News this morning that Zoho CRM is launching an enterprise edition.

I’ve always had a little bit of scepticism about enterprise editions - knowing what I know about enterprise it seems that the only different between SMB and enterprise editions is that the latter need to be slower, more needlessly complex, double up lots of functionality and put in place some filters to disconnect the technology from its actual users. Yeah I’m kind of dubious about enterprise! That rant aside let’s look at the offering…

First the new functionality;

  • Role-based Security Administration
  • More product Customisation & Data Administration
  • Multi-language Support
  • SSL Support for Professional & Enterprise Versions
  • Integration with Zoho Sheet
  • Improved Business Functionality including the ability to;
    • Automatically update Stock information once the Purchase Order is approved
    • Find and Merge the duplicate records in Vendors module
    • Convert Quote to Sales Order or Invoice in a single click
    • Convert Sales Order to Invoice in a single click
    • Add account information automatically while creating quotes/orders/invoices from the potentials
  • Wiki-based Context-sensitive Help

Here is a schematic of the way the role-based security and authentication works;

All this is levelling the playing field with SFDC, but as Zoli points out, Zoho already has a breadth of functionality that is already wider than Salesforce’s, resulting in an (almost) ERP offering.

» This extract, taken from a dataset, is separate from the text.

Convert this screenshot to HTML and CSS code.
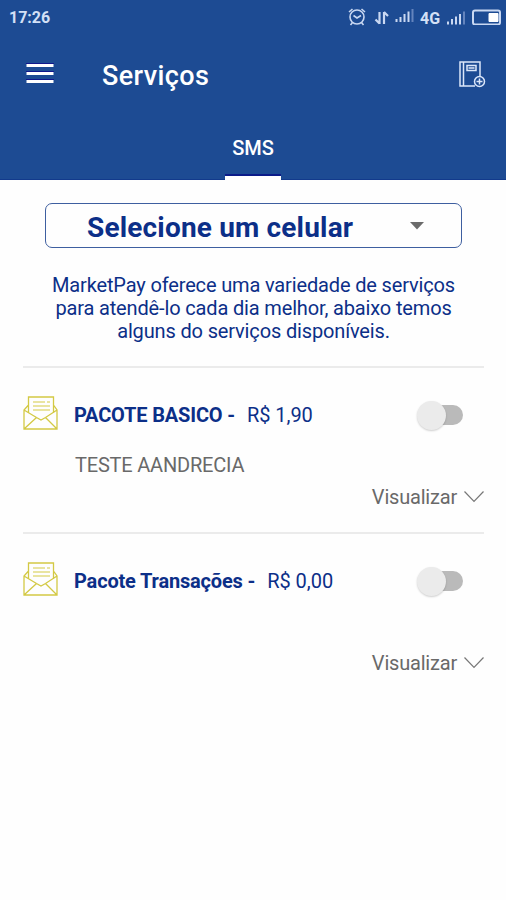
FILE: index.html
```html
<!DOCTYPE html>
<html lang="pt-BR">
<head>
<meta charset="utf-8">
<title>Serviços</title>
<link rel="stylesheet" href="styles.css">
</head>
<body>
<header class="header">
  <div class="status">
    <span class="clock">17:26</span>
    <svg class="status-icons" width="82" height="24" viewBox="-4 0 82 24" fill="none" stroke="#c9d8f2" stroke-width="1.6">
      <circle cx="15" cy="13" r="7"/>
      <path d="M11.5 11.5l3.5 2.5 4-2.5M7 8l3.500-3M19.500 5L23 8M10.500 18.500L8.500 21M19.500 18.500l2 2.500"/>
      <path d="M37.500 8v12M33.500 15.500l4 4M42 20V8M42 8l4 4" stroke-width="2.200"/>
      <path d="M54.500 15v3M58.500 13v5M62.500 10v8M66.500 7.500v10.500" stroke-width="2"/>
      <path d="M70.500 5v13" stroke="#6484bd" stroke-width="2"/>
    </svg>
    <span class="network">4G</span>
    <svg class="status-icons" width="60" height="24" viewBox="0 0 60 24" fill="none" stroke="#c9d8f2" stroke-width="2">
      <path d="M7 20.500v3M11 18v5.500M15 15.500v8M19 13v10.500"/>
      <path d="M23 10.500v13" stroke="#6484bd"/>
      <rect x="32" y="9.500" width="27" height="14" rx="2"/>
      <path d="M48 12.500h9v8h-9z" fill="#fff" stroke="#fff" stroke-width="1"/>
    </svg>
  </div>
  <div class="appbar">
    <svg class="menu" width="28" height="22" viewBox="0 0 28 22">
      <path d="M0 .5h28M0 8.500h28M0 16.500h28" stroke="#10188c" stroke-width="1"/>
      <path d="M.5 2.500h27M.5 10.500h27M.5 18.500h27" stroke="#fff" stroke-width="3"/>
    </svg>
    <h1 class="title">Serviços</h1>
    <svg class="add-note" width="28" height="30" viewBox="0 0 28 30" fill="none" stroke="#dce7fa" stroke-width="1.500">
      <path d="M22 17V2H2v24h15M5.500 2v24"/>
      <path d="M9 5.500h9v5H9zM10.500 8h6"/>
      <circle cx="21.500" cy="21.500" r="5"/>
      <path d="M18.500 21.500h6M21.500 18.500v6"/>
    </svg>
  </div>
  <nav class="tabs"><a class="tab">SMS</a></nav>
</header>
<main class="content">
  <div class="select">
    <span class="select-label">Selecione um celular</span>
    <svg width="14" height="8" viewBox="0 0 14 8"><path d="M0 0h14L7 7.500z" fill="#6b6b6b"/></svg>
  </div>
  <p class="intro"><span>MarketPay oferece uma variedade de serviços</span><span>para atendê-lo cada dia melhor, abaixo temos</span><span>alguns do serviços disponíveis.</span></p>

  <section class="package">
    <div class="head">
      <svg class="mail" width="36" height="34" viewBox="0 0 36 34" fill="none" stroke="#d3c944" stroke-width="1.300">
        <path d="M5.500 17V1h25v16M5.500 9L1 14v19h33V14l-3.500-5M1 14l12.500 7.500 4.500 2.500 4.500-2.500L34 14M1 33l12.500-11.500M34 33L22.500 21.500"/>
        <path d="M10 6h12M24 6h3M10 10h17M10 14h17" stroke-width="1.100"/>
      </svg>
      <b class="name">PACOTE BASICO -</b>
      <span class="price">R$ 1,90</span>
      <span class="switch"></span>
    </div>
    <p class="detail">TESTE AANDRECIA</p>
    <div class="view"><span class="view-label">Visualizar</span>
      <svg width="20" height="12" viewBox="0 0 20 12"><path d="M.5 .5L10 10.500l9.500-10" fill="none" stroke="#777" stroke-width="1.200"/></svg>
    </div>
  </section>

  <section class="package">
    <div class="head">
      <svg class="mail" width="36" height="34" viewBox="0 0 36 34" fill="none" stroke="#d3c944" stroke-width="1.300">
        <path d="M5.500 17V1h25v16M5.500 9L1 14v19h33V14l-3.500-5M1 14l12.500 7.500 4.500 2.500 4.500-2.500L34 14M1 33l12.500-11.500M34 33L22.500 21.500"/>
        <path d="M10 6h12M24 6h3M10 10h17M10 14h17" stroke-width="1.100"/>
      </svg>
      <b class="name">Pacote Transações -</b>
      <span class="price">R$ 0,00</span>
      <span class="switch"></span>
    </div>
    <p class="detail"></p>
    <div class="view"><span class="view-label">Visualizar</span>
      <svg width="20" height="12" viewBox="0 0 20 12"><path d="M.5 .5L10 10.500l9.500-10" fill="none" stroke="#777" stroke-width="1.200"/></svg>
    </div>
  </section>
</main>
</body>
</html>
```
FILE: styles.css
```css
* { box-sizing: border-box; }
body {
  margin: 0;
  background: #fefefe;
  font-family: Roboto, "Liberation Sans", sans-serif;
  color: #0c2f88;
}
h1, p { margin: 0; }
svg { flex: none; display: block; }

.header {
  height: 180px;
  background: #1d4b93;
  border-bottom: 1px solid #123a8c;
  color: #fff;
}
.status {
  height: 36px;
  display: flex;
  padding: 0 5px 0 9px;
  color: #d3e0f6;
}
.clock {
  font-size: 16px;
  font-weight: 700;
  line-height: 36px;
  margin-right: auto;
}
.status-icons { margin-top: 4px; }
.status-icons:last-child { margin-top: 1px; }
.network {
  font-size: 16px;
  font-weight: 700;
  line-height: 37px;
  width: 21px;
}
.appbar {
  height: 78px;
  display: flex;
  align-items: center;
  padding: 0 20px 0 26px;
}
.menu { margin-top: -3px; }
.title {
  font-size: 27px;
  font-weight: 500;
  line-height: 32px;
  letter-spacing: .4px;
  margin: 2px 0 0 48px;
}
.add-note { margin: -1px 0 0 auto; }
.tabs {
  height: 66px;
  display: flex;
  justify-content: center;
}
.tab {
  width: 56px;
  font-size: 20px;
  font-weight: 500;
  line-height: 68px;
  text-align: center;
  white-space: nowrap;
  box-shadow: inset 0 -4px #fff, inset 0 -6px #0b1c89;
  height: 66px;
}

.content { padding: 23px 22px 0 23px; }
.select {
  width: 417px;
  height: 45px;
  margin-left: 22px;
  padding: 0 37px 0 41px;
  border: 1px solid #3e5fa0;
  border-radius: 7px;
  display: flex;
  align-items: center;
  justify-content: space-between;
}
.select-label {
  font-size: 28px;
  font-weight: 700;
  line-height: 36px;
  letter-spacing: .17px;
  white-space: nowrap;
  margin-top: 4px;
}
.intro {
  height: 118px;
  padding-top: 26px;
  display: flex;
  flex-direction: column;
  align-items: center;
  font-size: 20px;
  line-height: 23px;
  letter-spacing: -.15px;
  white-space: nowrap;
}
.package {
  height: 166px;
  border-top: 2px solid #ebebeb;
  display: flex;
  flex-direction: column;
}
.head {
  display: flex;
  align-items: center;
  height: 48px;
  margin-top: 23px;
  white-space: nowrap;
}
.mail { margin-top: -4px; }
.name {
  font-size: 20px;
  font-weight: 700;
  letter-spacing: -.17px;
  margin-left: 15px;
}
.price {
  font-size: 20px;
  letter-spacing: -.05px;
  margin-left: 12px;
}
.switch {
  width: 46px;
  height: 30px;
  margin: 0 21px 0 auto;
  display: grid;
  align-items: center;
}
.switch::before,
.switch::after {
  content: "";
  grid-area: 1 / 1;
}
.switch::before {
  width: 36px;
  height: 20px;
  justify-self: end;
  border-radius: 10px;
  background: #bababa;
}
.switch::after {
  width: 29px;
  height: 29px;
  border-radius: 50%;
  background: #ebebeb;
  box-shadow: 0 1px 2px #00000030;
}
.detail {
  height: 34px;
  margin: 9px 0 0 52px;
  font-size: 20px;
  line-height: 34px;
  letter-spacing: -.2px;
  color: #696969;
}
.view {
  display: flex;
  align-items: center;
  justify-content: flex-end;
  gap: 7px;
  height: 30px;
  font-size: 20px;
  letter-spacing: -.2px;
  color: #696969;
}
```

An interesting look sat the ZohoCRM vs SFDC comparison can be seen in this chart the most telling comparison for those who don’t want to trawl through detail is the following, giving the details for a 5 person organisation.

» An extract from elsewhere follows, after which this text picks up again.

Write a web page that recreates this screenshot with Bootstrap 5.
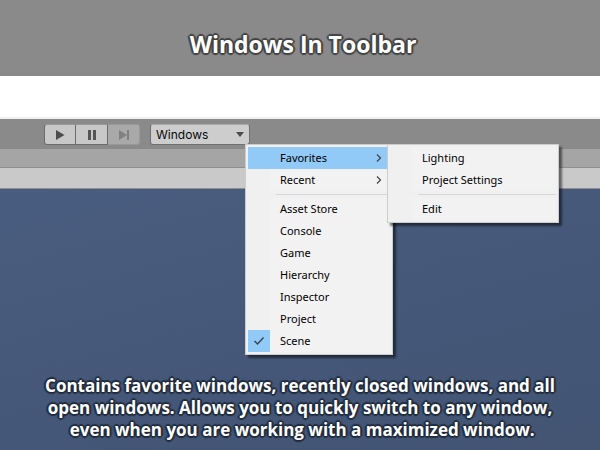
<!DOCTYPE html>
<html lang="en">
<head>
<meta charset="utf-8">
<meta name="viewport" content="width=device-width, initial-scale=1">
<title>Windows In Toolbar</title>
<link href="https://cdn.jsdelivr.net/npm/bootstrap@5.3.0/dist/css/bootstrap.min.css" rel="stylesheet">
<style>
  body { font-family: "Open Sans", "Noto Sans", sans-serif; background: #455878; color: #000; }
  .banner { height: 76px; padding: 12px 0 0 6px; background: #8a8a8a; }
  .outlined { color: #fff; font-weight: 700; }
  .banner h1 { font-size: 23px; line-height: 30px; margin: 0;
    text-shadow: 2px 0 1px #444, -2px 0 1px #444, 0 2px 1px #444, 0 -2px 1px #444, 1px 1px 1px #444, -1px -1px 1px #444, 1px -1px 1px #444, -1px 1px 1px #444; }
  .spacer { height: 43px; background: #fff; border-bottom: 2px solid #f0f0f0; }
  .toolbar { height: 30px; padding: 5px 0 0 44px; background: #8a8a8a; }
  .tool { width: 32px; height: 21px; background: #c8c8c8; border: 1px solid #6b6b6b; border-top-color: #999; border-radius: 0; }
  .tool + .tool { border-left-width: 0; }
  .tool:first-child { border-radius: 3px 0 0 3px; }
  .tool:last-child { border-radius: 0 3px 3px 0; }
  .tool:disabled { background: #a9a9a9; border-color: #999; opacity: 1; }
  .tool svg { display: block; }
  .picker { margin-left: 10px; }
  .picker-btn { width: 100px; height: 21px; padding: 0 5px; font: 12px/19px Inter, sans-serif; color: #090909;
    background: #cdcdcd; border: 1px solid #707070; border-top-color: #aaa; border-radius: 3px; }
  .tabs { height: 19px; background: #a5a5a5; border-bottom: 1px solid #8f8f8f; }
  .subbar { height: 21px; background: #c9c9c9; border-bottom: 1px solid #8f8f8f; }
  .scene { min-height: 261px; padding-top: 186px; background: linear-gradient(165deg, #495d80, #455778 60%, #435573); }
  .scene p { font-size: 17px; line-height: 22px; margin: 0;
    text-shadow: 2px 0 1px #222d3e, -2px 0 1px #222d3e, 0 2px 1px #222d3e, 0 -2px 1px #222d3e, 1px 1px 1px #222d3e, -1px -1px 1px #222d3e, 1px -1px 1px #222d3e, -1px 1px 1px #222d3e; }
  .popup { padding: 2px; background: #f0f0f0; border: 1px solid #ccc; box-shadow: 3px 3px 2px rgba(0,0,0,.5); z-index: 10; }
  .popup-main { width: 148px; top: 20px; left: 95px; }
  .popup-sub { width: 172px; top: -3px; left: 139px; }
  .entry { height: 22px; width: 100%; padding: 0 8px 0 0; font: 11px/22px "Noto Sans", sans-serif; background: #f2f2f2; border: 0; color: #000; text-align: left; }
  .entry .slot { width: 22px; height: 22px; margin-right: 10px; flex: none; background: #f0f0f0; }
  .entry.active-entry, .entry.active-entry .slot, .entry .slot.checked { background: #91c9f7; }
  .rule { height: 7px; margin-left: 28px; padding-top: 3px; }
  .rule::before { content: ""; display: block; height: 1px; background: #d7d7d7; }
</style>
<script src="https://cdn.jsdelivr.net/npm/bootstrap@5.3.0/dist/js/bootstrap.bundle.min.js"></script>
</head>
<body>
<header class="banner d-flex align-items-center justify-content-center">
  <h1 class="outlined">Windows In Toolbar</h1>
</header>
<div class="spacer"></div>
<div class="toolbar d-flex align-items-start">
  <div class="d-flex" role="group" aria-label="Playback">
    <button type="button" class="tool d-flex align-items-center justify-content-center p-0" aria-label="Play"><svg width="10" height="12"><path d="M1 1 9.500 6 1 11z" fill="#4d4d4d"/></svg></button>
    <button type="button" class="tool d-flex align-items-center justify-content-center p-0" aria-label="Pause"><svg width="10" height="12"><path d="M1 1h3v10H1zM6 1h3v10H6z" fill="#555"/></svg></button>
    <button type="button" class="tool d-flex align-items-center justify-content-center p-0" aria-label="Step" disabled><svg width="12" height="12"><path d="M1 1 9 6 1 11zM9 1h2v10H9z" fill="#808080"/></svg></button>
  </div>
  <div class="picker position-relative">
    <button type="button" class="picker-btn d-flex align-items-center justify-content-between" aria-haspopup="menu" aria-expanded="true">Windows<svg width="8" height="5"><path d="M0 0h8L4 5z" fill="#4b4b4b"/></svg></button>
    <div class="popup popup-main position-absolute" role="menu">
      <div class="position-relative">
        <button type="button" class="entry active-entry d-flex align-items-center" role="menuitem"><span class="slot"></span><span class="flex-grow-1">Favorites</span><svg width="6" height="8"><path d="M1 .5 4.500 4 1 7.500" fill="none" stroke="#444" stroke-width="1.200"/></svg></button>
        <div class="popup popup-sub position-absolute" role="menu">
          <button type="button" class="entry d-flex" role="menuitem"><span class="slot"></span>Lighting</button>
          <button type="button" class="entry d-flex" role="menuitem"><span class="slot"></span>Project Settings</button>
          <div class="rule"></div>
          <button type="button" class="entry d-flex" role="menuitem"><span class="slot"></span>Edit</button>
        </div>
      </div>
      <button type="button" class="entry d-flex align-items-center" role="menuitem"><span class="slot"></span><span class="flex-grow-1">Recent</span><svg width="6" height="8"><path d="M1 .5 4.500 4 1 7.500" fill="none" stroke="#444" stroke-width="1.200"/></svg></button>
      <div class="rule"></div>
      <button type="button" class="entry d-flex" role="menuitem"><span class="slot"></span>Asset Store</button>
      <button type="button" class="entry d-flex" role="menuitem"><span class="slot"></span>Console</button>
      <button type="button" class="entry d-flex" role="menuitem"><span class="slot"></span>Game</button>
      <button type="button" class="entry d-flex" role="menuitem"><span class="slot"></span>Hierarchy</button>
      <button type="button" class="entry d-flex" role="menuitem"><span class="slot"></span>Inspector</button>
      <button type="button" class="entry d-flex" role="menuitem"><span class="slot"></span>Project</button>
      <button type="button" class="entry d-flex" role="menuitemcheckbox" aria-checked="true"><span class="slot checked d-flex align-items-center justify-content-center"><svg width="12" height="10"><path d="M1.500 5 4.500 8 10.500 1.500" fill="none" stroke="#3a4650" stroke-width="1.500"/></svg></span>Scene</button>
    </div>
  </div>
</div>
<div class="tabs"></div>
<div class="subbar"></div>
<main class="scene text-center">
  <p class="outlined">Contains favorite windows, recently closed windows, and all<br>open windows. Allows you to quickly switch to any window,<br>&nbsp;even when you are working with a maximized window.</p>
</main>
</body>
</html>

As another interesting aside to the announcement this week about the SFDC/Google apps integration, Zoho has plans to integrate its writing, mail and otherĀ  business apps in its CRM offering - thereby kneecapping the SFDC/Google offering (at least into SMB anyway).

So…. what does it all mean? Well I can’t but wonder what the game plan is for Zoho. As released a couple of days ago, Zoho has already rebuffed a takeover discussion with Salesforce, their rationale was that the cultural fit just wasn’t there (which is probably right). So what is the plan - while this offering moves more towards enterprise, it’s hard to imagine enterprise feeling comfortable jumping onboard en masse with a relatively small, relatively unknown such as Zoho. The SMB space is hard to monetize (and when you give stuff away free at the start it’s pretty hard to revert to a monetized model).

So I don’t see where all this is heading - Zoho is fantastic, the breadth of their offerings, their speed of development and their reaction to what else is going on in the space - its the business stratgy that has me wondering.